Services inflation rose to 4.1 per cent over the year up from 3.6 per cent in November with the strongest increases in domestic holiday travel and accommodation (+9.6 per cent) and rents (+3.9 per cent).
Australians also paid more for meals out and takeaway, up 3.5 per cent, as cafés and restaurants passed on higher wage and ingredient costs.
Food prices continued to climb across the board with meat and seafood up 4.4 per cent, with beef and lamb both jumping more than 10 per cent amid strong international demand.
Fruit and vegetables increased 4 per cent, up from 2.7 per cent in November.
The RBA has been battling to keep Australia’s inflation rate between 2 and 3 per cent. In November, inflation was at 3.4 per cent.
David Koch (pictured) Kochie said the Reserve Bank will be laser‑focused on the December quarter inflation data ahead of its meeting next week to discuss interest rates
The increase in official estimates of inflation led to the Reserve Bank’s decision to leave interest rates unchanged for its last three meetings in October, November and December 2025.
It was the first time since 2024 the Reserve Bank has left interest rates unchanged at three consecutive meetings.
Compare the Market economic director David Koch said the inflation figures were a ‘shock’ and at the higher end of what markets were predicting.
‘It’s not just the number, it’s the trend. It’s the momentum and the direction where things are moving and it puts pressure on the Reserve Bank to think really seriously about putting rates up,’ he said.
‘Six months ago, employment and the jobs market were starting to soften and we thought, great, rate cuts could be on the way. That didn’t last long and now wages are putting pressure on CPI again.

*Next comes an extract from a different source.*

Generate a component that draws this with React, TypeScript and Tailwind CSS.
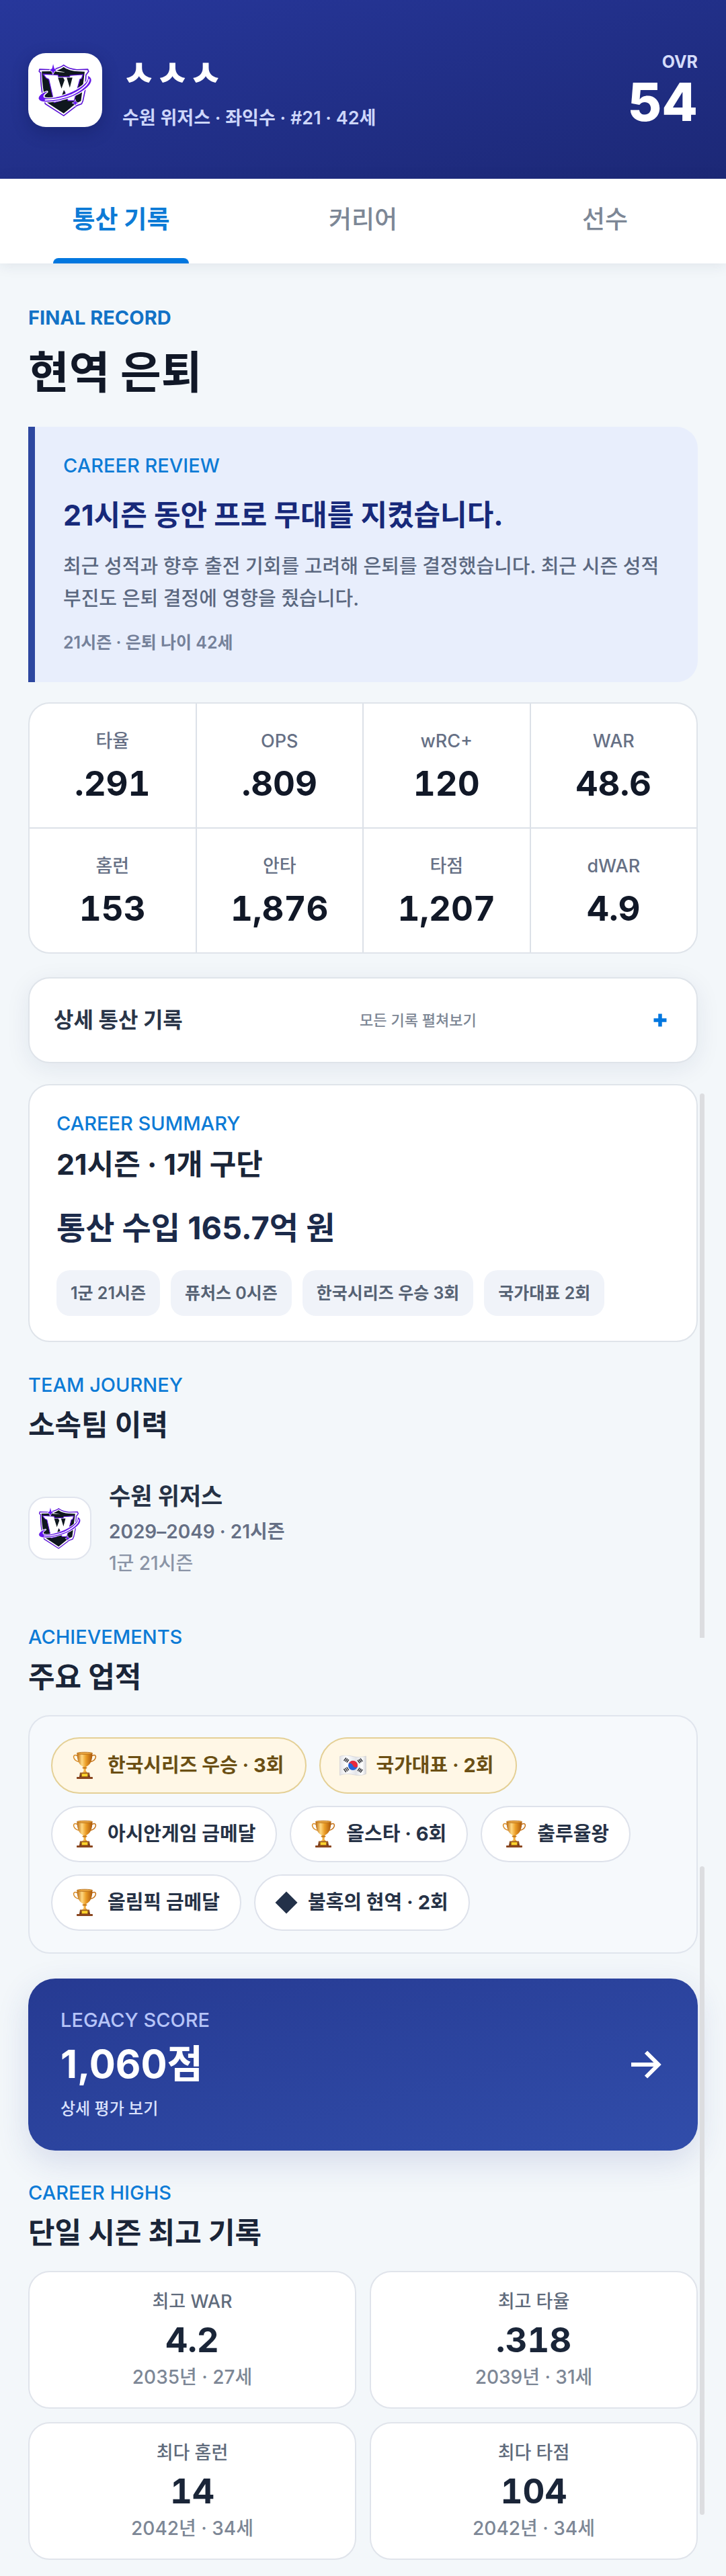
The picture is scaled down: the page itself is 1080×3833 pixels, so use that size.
import React from "react";

type Stat = { label: string; value: string };

const careerStats: Stat[] = [
  { label: "타율", value: ".291" },
  { label: "OPS", value: ".809" },
  { label: "wRC+", value: "120" },
  { label: "WAR", value: "48.6" },
  { label: "홈런", value: "153" },
  { label: "안타", value: "1,876" },
  { label: "타점", value: "1,207" },
  { label: "dWAR", value: "4.9" },
];

const summaryChips = ["1군 21시즌", "퓨처스 0시즌", "한국시리즈 우승 3회", "국가대표 2회"];

const careerHighs = [
  { label: "최고 WAR", value: "4.2", when: "2035년 · 27세" },
  { label: "최고 타율", value: ".318", when: "2039년 · 31세" },
  { label: "최다 홈런", value: "14", when: "2042년 · 34세" },
  { label: "최다 타점", value: "104", when: "2042년 · 34세" },
];

const achievements: { icon: "trophy" | "flag" | "diamond"; text: string; gold?: boolean }[] = [
  { icon: "trophy", text: "한국시리즈 우승 · 3회", gold: true },
  { icon: "flag", text: "국가대표 · 2회", gold: true },
  { icon: "trophy", text: "아시안게임 금메달" },
  { icon: "trophy", text: "올스타 · 6회" },
  { icon: "trophy", text: "출루율왕" },
  { icon: "trophy", text: "올림픽 금메달" },
  { icon: "diamond", text: "불혹의 현역 · 2회" },
];

function TeamLogo({ className }: { className: string }) {
  const shield =
    "M202 77 C188 89 170 92 150 98 L92 96 L90 106 L97 112 C97 150 100 190 108 222 L118 254 L202 308 L262 262 L284 254 L290 240 L300 192 L304 122 L316 106 L312 96 L262 98 C240 96 216 88 202 77 Z";
  const sparkle = "M154 72 L159 93 L170 100 L159 106 L153 118 L149 106 L138 100 L149 93 Z";
  const orbit =
    "M314 128 C332 136 330 154 314 172 C284 204 222 232 160 240 C120 246 92 244 89 230 C88 218 104 205 126 199 C110 210 104 220 112 226 C132 236 190 224 240 201 C284 180 320 154 314 128 Z";
  return (
    <svg viewBox="80 66 258 250" className={className} role="img" aria-label="수원 위저스">
      <path d={shield} fill="#fff" stroke="#5a12d6" strokeWidth="5" strokeLinejoin="round" />
      <path
        d="M202 86 C184 99 168 103 152 105 L102 106 C104 150 106 186 117 226 L128 249 L202 298 L257 253 L281 241 L298 107 L258 105 C238 103 216 97 202 86 Z"
        fill="#0f171e"
      />
      <path
        d="M108 118 L176 122 L178 130 L228 130 L232 124 L290 120 L284 138 L276 142 L250 240 L222 240 L206 198 L190 240 L158 248 L134 142 L122 136 Z"
        fill="#fff"
        stroke="#5a12d6"
        strokeWidth="4"
        strokeLinejoin="round"
      />
      <path d="M176 134 L192 184 L206 146 L200 134 Z M216 134 L230 180 L242 134 Z" fill="#0f171e" />
      <path d="M203 190 L190 226 L217 224 Z" fill="#0f171e" />
      <path d={orbit} fill="none" stroke="#fff" strokeWidth="10" strokeLinejoin="round" />
      <path d={orbit} fill="#6414f0" stroke="#5a12d6" strokeWidth="2" strokeLinejoin="round" />
      <path d="M318 140 C318 162 286 190 240 212 C196 230 150 236 116 236" fill="none" stroke="#fff" strokeWidth="6" />
      <path d={sparkle} fill="#6414f0" stroke="#fff" strokeWidth="5" strokeLinejoin="round" />
      <path d={sparkle} fill="#6414f0" />
      <path d="M166 101 L212 110 L168 107 Z" fill="#fff" />
      <path d="M255 234 L259 245 L270 250 L259 255 L255 266 L251 255 L240 250 L251 245 Z" fill="#6414f0" stroke="#fff" strokeWidth="2" />
    </svg>
  );
}

function Trophy() {
  return (
    <svg viewBox="0 0 40 42" className="h-[42px] w-10 shrink-0" aria-hidden="true">
      <defs>
        <linearGradient id="cup" x1="0" x2="1" y1="0" y2="0">
          <stop offset="0" stopColor="#b9680f" />
          <stop offset="0.32" stopColor="#ffd983" />
          <stop offset="0.58" stopColor="#eb9d25" />
          <stop offset="1" stopColor="#a9560b" />
        </linearGradient>
        <linearGradient id="plinth" x1="0" x2="0" y1="0" y2="1">
          <stop offset="0" stopColor="#a3622c" />
          <stop offset="1" stopColor="#6d3417" />
        </linearGradient>
      </defs>
      <path d="M9 6.500C4 4 2.800 7 4 10 C5.500 13.500 8 15 12 15.500" fill="none" stroke="#d98d28" strokeWidth="1.600" />
      <path d="M31 6.500C36 4 37.200 7 36 10 C34.500 13.500 32 15 28 15.500" fill="none" stroke="#c57318" strokeWidth="1.600" />
      <path d="M8.500 2.500C8.500 14 12 20.500 18 23 L18.500 29 L15 33 H25 L21.500 29 L22 23 C28 20.500 31.500 14 31.500 2.500 Z" fill="url(#cup)" />
      <ellipse cx="20" cy="2.800" rx="11.500" ry="1.600" fill="#e9a640" stroke="#b36a14" strokeWidth="0.800" />
      <ellipse cx="20" cy="24.500" rx="3.500" ry="1.200" fill="#c87917" />
      <path d="M13 31.500 H27 L28 38 H12 Z" fill="url(#plinth)" />
      <rect x="8" y="38" width="24" height="3" rx="0.800" fill="#8a461f" />
      <rect x="15.500" y="33" width="9" height="4.500" fill="#ffd52e" stroke="#a36a10" strokeWidth="0.600" />
    </svg>
  );
}

function KoreaFlag() {
  return (
    <svg viewBox="0 0 40 30" className="h-[30px] w-10 shrink-0" aria-hidden="true">
      <defs>
        <linearGradient id="cloth" x1="0" x2="1" y1="0" y2="0">
          <stop offset="0" stopColor="#e2e2e6" />
          <stop offset="0.25" stopColor="#ffffff" />
          <stop offset="0.62" stopColor="#e3e4e8" />
          <stop offset="0.85" stopColor="#ffffff" />
          <stop offset="1" stopColor="#d3d4d8" />
        </linearGradient>
      </defs>
      <path d="M0.500 1.500 C8 -1 14 0 20 1.500 C27 3.200 33 3 39.500 1 V27.500 C33 30 27 30 20 28.500 C13 27 8 27 0.500 29.500 Z" fill="url(#cloth)" stroke="#c9cad0" strokeWidth="0.600" />
      <circle cx="20" cy="15" r="7" fill="#2464d8" />
      <path d="M13.700 12 A7 7 0 0 1 26.900 16.500 C25 19 21.500 18.200 20 15 C18.500 11.800 15.500 10.500 13.700 12 Z" fill="#e8283c" />
      <g stroke="#34363c" strokeWidth="1.500">
        <path d="M6.500 8 L10 3.500 M8.600 9.300 L12 4.800 M10.700 10.500 L13.800 6.300" />
        <path d="M6.500 20 L9.800 25 M8.600 18.600 L11.900 23.700 M10.700 17.400 L13.800 22.200" />
        <path d="M27 7 L30.300 11.500 M29 5.700 L32.300 10.300 M31 4.500 L34.300 9" />
        <path d="M27 23 L30.300 18.500 M29 24.300 L32.300 19.700 M31 25.500 L34.300 21" />
      </g>
    </svg>
  );
}

function Diamond() {
  return (
    <svg viewBox="0 0 36 36" className="h-9 w-9 shrink-0" aria-hidden="true">
      <path d="M18 1.500 L34.500 18 L18 34.500 L1.500 18 Z" fill="#233149" />
    </svg>
  );
}

function Eyebrow({ children }: { children: React.ReactNode }) {
  return <p className="text-[29px] leading-8 font-medium text-[#0d7bd6]">{children}</p>;
}

function SectionHeading({ eyebrow, title }: { eyebrow: string; title: string }) {
  return (
    <>
      <Eyebrow>{eyebrow}</Eyebrow>
      <h2 className="mt-[15px] text-[43px] leading-[56px] font-bold text-[#1a2538]">{title}</h2>
    </>
  );
}

export default function App() {
  return (
    <div className="relative w-full bg-[#f3f7fa] font-['Inter','Noto_Sans_CJK_KR',sans-serif] text-[#111827]">
      <header className="flex items-center bg-linear-to-br from-[#27379b] to-[#1c2876] px-[42px] pt-[72px] pb-[70px]">
        <div className="flex size-[110px] shrink-0 items-center justify-center rounded-[26px] bg-white shadow-[0_8px_24px_rgba(10,18,70,0.3)]">
          <TeamLogo className="size-[84px]" />
        </div>
        <div className="ml-[30px] min-w-0 flex-1 pt-1">
          <h1 className="text-[54px] leading-[68px] font-black text-white">ㅅㅅㅅ</h1>
          <p className="mt-3 text-[27px] leading-10 font-semibold text-[#cdd6fa]">수원 위저스 · 좌익수 · #21 · 42세</p>
        </div>
        <div className="text-right">
          <p className="text-[25px] leading-8 font-bold text-[#d5dcfa]">OVR</p>
          <p className="mt-1 text-[78px] leading-[80px] font-extrabold text-white">54</p>
        </div>
      </header>

      <div role="tablist" className="relative grid h-[126px] grid-cols-3 bg-white shadow-[0_2px_20px_rgba(30,50,80,0.1)]">
        <button type="button" role="tab" aria-selected="true" className="flex flex-col items-center">
          <span className="flex flex-1 items-center pt-1 text-[37px] font-bold text-[#0d7bd6]">통산 기록</span>
          <span className="h-2 w-[202px] rounded-t-lg bg-[#0277df]" />
        </button>
        <button type="button" role="tab" aria-selected="false" className="pb-1 text-[37px] font-medium text-[#7d8796]">
          커리어
        </button>
        <button type="button" role="tab" aria-selected="false" className="pb-1 text-[37px] font-medium text-[#7d8796]">
          선수
        </button>
      </div>

      <main className="px-[42px] pt-[65px] pb-6">
        <p className="text-[29px] leading-8 font-bold text-[#1272c6]">FINAL RECORD</p>
        <h2 className="mt-[29px] text-[66px] leading-[72px] font-bold text-[#111827]">현역 은퇴</h2>

        <section className="mt-[45px] rounded-r-[32px] border-l-10 border-[#2d47a0] bg-[#e8eefc] px-[42px] pt-[42px] pb-[43px]">
          <Eyebrow>CAREER REVIEW</Eyebrow>
          <h3 className="mt-[29px] text-[43px] leading-[56px] font-bold text-[#17297a]">21시즌 동안 프로 무대를 지켰습니다.</h3>
          <p className="mt-[25px] text-[29px] leading-[48px] font-medium text-[#5b6880]">
            최근 성적과 향후 출전 기회를 고려해 은퇴를 결정했습니다. 최근 시즌 성적 부진도 은퇴 결정에 영향을 줬습니다.
          </p>
          <p className="mt-[25px] text-[25px] leading-8 font-semibold text-[#75819a]">21시즌 · 은퇴 나이 42세</p>
        </section>

        <dl className="mt-[30px] grid grid-cols-4 gap-[2px] overflow-hidden rounded-[32px] border-2 border-[#dfe4ea] bg-[#dce1e8]">
          {careerStats.map((s) => (
            <div key={s.label} className="bg-white pt-10 pb-[37px] text-center">
              <dt className="text-[27px] leading-8 font-medium text-[#667085]">{s.label}</dt>
              <dd className="mt-[19px] text-[51px] leading-[56px] font-bold tabular-nums text-[#111827]">{s.value}</dd>
            </div>
          ))}
        </dl>

        <button
          type="button"
          aria-expanded="false"
          className="mt-[35px] flex h-32 w-full items-center justify-between rounded-[32px] border-2 border-[#dfe4ea] bg-white pr-11 pl-9 shadow-[0_8px_36px_rgba(30,41,90,0.08)]"
        >
          <span className="text-[32px] leading-10 font-bold text-[#2a3548]">상세 통산 기록</span>
          <span className="text-[22px] leading-8 font-medium text-[#7d8795]">모든 기록 펼쳐보기</span>
          <svg viewBox="0 0 20 20" className="size-5" aria-hidden="true">
            <path d="M10 0.500 V19.500 M0.500 10 H19.500" stroke="#0277df" strokeWidth="5.500" />
          </svg>
        </button>

        <section className="mt-[31px] rounded-[32px] border-2 border-[#dfe4ea] bg-white px-10 pt-[41px] pb-[37px]">
          <Eyebrow>CAREER SUMMARY</Eyebrow>
          <h3 className="mt-4 text-[43px] leading-[56px] font-bold text-[#1a2538]">21시즌 · 1개 구단</h3>
          <p className="mt-[35px] text-[47px] leading-[64px] font-bold text-[#1b2a4a]">통산 수입 165.7억 원</p>
          <ul className="mt-[31px] flex flex-wrap gap-4">
            {summaryChips.map((c) => (
              <li key={c} className="rounded-[20px] bg-[#f0f3f9] px-[21px] py-[18px] text-[25px] leading-8 font-semibold text-[#566274]">
                {c}
              </li>
            ))}
          </ul>
        </section>

        <section className="mt-12">
          <SectionHeading eyebrow="TEAM JOURNEY" title="소속팀 이력" />
          <div className="mt-[54px] flex items-center gap-[26px]">
            <div className="flex size-[94px] shrink-0 items-center justify-center rounded-[26px] border-2 border-[#e1e5ee] bg-white">
              <TeamLogo className="size-[66px]" />
            </div>
            <div>
              <p className="text-[35px] leading-[48px] font-bold text-[#263246]">수원 위저스</p>
              <p className="mt-[9px] text-[28px] leading-10 font-semibold text-[#667085]">2029–2049 · 21시즌</p>
              <p className="mt-[7px] text-[28px] leading-10 font-medium text-[#8a94a6]">1군 21시즌</p>
            </div>
          </div>
        </section>

        <section className="mt-[74px]">
          <SectionHeading eyebrow="ACHIEVEMENTS" title="주요 업적" />
          <ul className="mt-[29px] flex flex-wrap gap-x-[19px] gap-y-[18px] rounded-[32px] border-2 border-[#e0e5ed] bg-[#f6f9fc] px-8 pt-[31px] pb-8">
            {achievements.map((a) => (
              <li
                key={a.text}
                className={
                  a.gold
                    ? "flex h-[84px] items-center gap-3.5 rounded-full border-2 border-[#e4d096] bg-[#fff7e6] pr-8 pl-7 text-[29px] leading-10 font-bold text-[#6b4f14]"
                    : "flex h-[84px] items-center gap-3.5 rounded-full border-2 border-[#dee2eb] bg-white pr-[30px] pl-7 text-[29px] leading-10 font-bold text-[#263246]"
                }
              >
                {a.icon === "trophy" ? <Trophy /> : a.icon === "flag" ? <KoreaFlag /> : <Diamond />}
                {a.text}
              </li>
            ))}
          </ul>
        </section>

        <a
          href="#legacy"
          className="mt-[37px] flex h-64 items-center justify-between rounded-[40px] bg-linear-to-br from-[#263a92] to-[#314daa] pr-[53px] pl-12 shadow-[0_16px_48px_rgba(38,58,146,0.15)]"
        >
          <span className="flex flex-col">
            <span className="text-[29px] leading-8 font-medium text-[#b6c4f8]">LEGACY SCORE</span>
            <span className="mt-[13px] text-[58px] leading-[72px] font-bold text-white">1,060점</span>
            <span className="mt-[15px] text-[24px] leading-8 font-medium text-[#dbe2fc]">상세 평가 보기</span>
          </span>
          <svg viewBox="0 0 46 42" className="h-[42px] w-[46px]" fill="none" stroke="#fff" strokeWidth="6" aria-hidden="true">
            <path d="M0 21 H40 M22 2.500 L40.500 21 L22 39.500" />
          </svg>
        </a>

        <section className="mt-[47px]">
          <SectionHeading eyebrow="CAREER HIGHS" title="단일 시즌 최고 기록" />
          <dl className="mt-[29px] grid grid-cols-2 gap-5">
            {careerHighs.map((h) => (
              <div key={h.label} className="rounded-[32px] border-2 border-[#e0e4eb] bg-white pt-7 pb-[25px] text-center">
                <dt className="text-[27px] leading-8 font-medium text-[#5f6b7c]">{h.label}</dt>
                <dd className="mt-[13px] text-[51px] leading-[56px] font-bold tabular-nums text-[#1a2538]">{h.value}</dd>
                <dd className="mt-[7px] text-[28px] leading-10 font-medium text-[#7d8796]">{h.when}</dd>
              </div>
            ))}
          </dl>
        </section>
      </main>

      <div aria-hidden="true" className="absolute top-[1627px] right-8 h-[810px] w-[7px] rounded-t-full bg-[#dcdde0]" />
      <div aria-hidden="true" className="absolute top-[2777px] right-8 h-[965px] w-[7px] rounded-full bg-[#dcdde0]" />
    </div>
  );
}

‘The Reserve Bank has always said that the latest data would inform their decisions. This will give them a lot to think about.’
Both the September quarterly CPI data and October monthly inflation data came in hotter than expected, which could be influencing lenders’ decision to lift rates.
This, according to Kochie, is why the Reserve Bank will be laser‑focused on the December quarter inflation data.
Australian mortgage holders were warned last week they may not receive any rate relief over the next 12 months, as banks quietly increase interest rates
But he warned that any increase in interest rates would have a direct and immediate impact on household budgets, particularly for borrowers with larger mortgages.
‘A single 0.25 per cent rate rise could push monthly repayments up by about $94 for someone with a $600,000 mortgage,’ he said.
‘That’s an extra $1,128 a year – money many households simply don’t have to spare when they’re also being hit with higher grocery costs, insurance premiums and energy bills.’
Meanwhile the Australian dollar rose to 70 US cents on Wednesday as currency traders focused on Australia’s low jobless rate of 4.1 per cent in December, which potentially adds to the case for another RBA rate rise.
Besa Deda, chief economist for the accounting and advisory firm William Buck, said the Aussie was gaining in part due to stronger than expected domestic employment data, which had raised the risk that the Reserve Bank might hike rates in February.
She said the Aussie dollar might climb further off the back of the latest CPI figures.
‘I think there is possibility in the near term, particularly depending on what the data shows tomorrow, for the Aussie dollar to break above 70 US cents, probably even maybe 71 US cents,’ she said.